In humbler times, Lithia sponsored this Valiant, captured rolling into the pits at Woodburn Drag Strip in '67 by Gary Reynolds. I found Gary's photo online, just minutes after shooting the previous image. That got my attention....

... and reminded me of all the great times I've spent racing with my pals at Woodburn. Here's famous novelist Jim Lindsay in the lanes with his Little Big Man T roadster. (Photo courtesy of Jim Lindsay)

And Todd Miller's more modern interpretation of an Altered. I haven't heard from Todd lately, but assume he's prepping for more records in 2014. (Photo by Paul Grant)

Thoughts of Altered evolution took me back to 1965 and Marlowe Treit's Miss Demeanor Turbonique-powered trike. I've really been missing this kind of wildcat innovation. (Photo by Gary Reynolds)

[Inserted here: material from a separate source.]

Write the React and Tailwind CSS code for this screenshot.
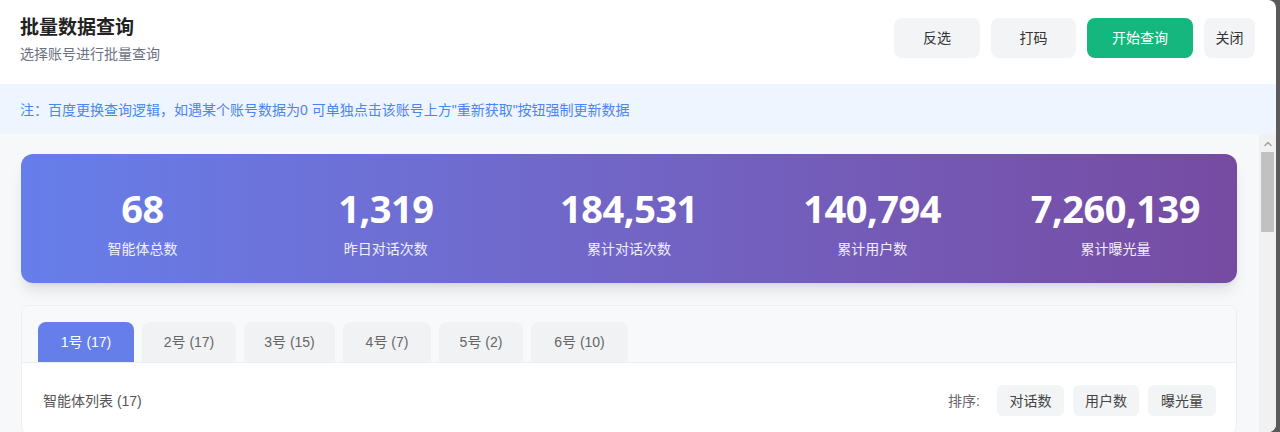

Then I remembered Marlowe's new ride, the Treit and Davenport Target 550 streamliner. The small photo is misleading - this thing is enormous! I've seen it under construction and the engineering and execution are breathtaking. Stereo Hemis packing plenty of poop should hit the 550 mark this year. It'll be one of many landspeed racers at the Grand National Roadster Show in Pomona, January 24 - 26. Expect an epic all-star streamliner slugfest at Bonneville this year. (Photo courtesy of Target 550 MPH)

Streamliners always trigger thoughts of how they've developed from the early days of hotrodding. My current project is attempting to strike a pleasing balance between the traditional dry lakes ethos and modern build techniques. That remains to be seen, but in the meantime, I'm having a blast throwing sparks at Dr. Lockjaw's Custom Metal shop in Applegate, Oregon. We went with rectangular rails, but I like working with round tube, so... Don't worry, the weird stuff won't be visible and the finished product will appear conventional, at a glance. Kinda. (Scotty shots)

Through all of this, I couldn't stop thinking of Motormouth Ray and his childhood dream of growing up to be an automotive journalist and crossword puzzle champion. Alas, he ended up a frustrated college professor and talk radio host, instead (I had a guest spot on Sunday's show). But that dashing young man puffing a pipe in his convertible is now making his way toward literary greatness, one step at a time. Luckily for him, Ray took my sage advice and started at the beginning with cartoons. Smart kid. Cartoons will teach you succinct writing even faster than a Twitter account. (Photo courtesy of Motormouth Ray)

I tell ya, this kid's going places! (Images courtesy of Motormouth Ray)


Okay, it's obviously way too cold out for even a squirrel. Luckily, the owner of this week's stand-in squirrel ensured that this guy was stylishly bundled up. But please bring your pets in at night - at least long enough to read this blog!

Our bottomless stock of toolbox photos has suddenly hit bottom! But a frenzied last minute online search turned up what was purported to be Ed Pink's personal rollaway. We couldn't verify that, and this isn't what one would expect of a world renowned race engine builder and hot dog empire heir, but we're just going with it for today. Enjoy.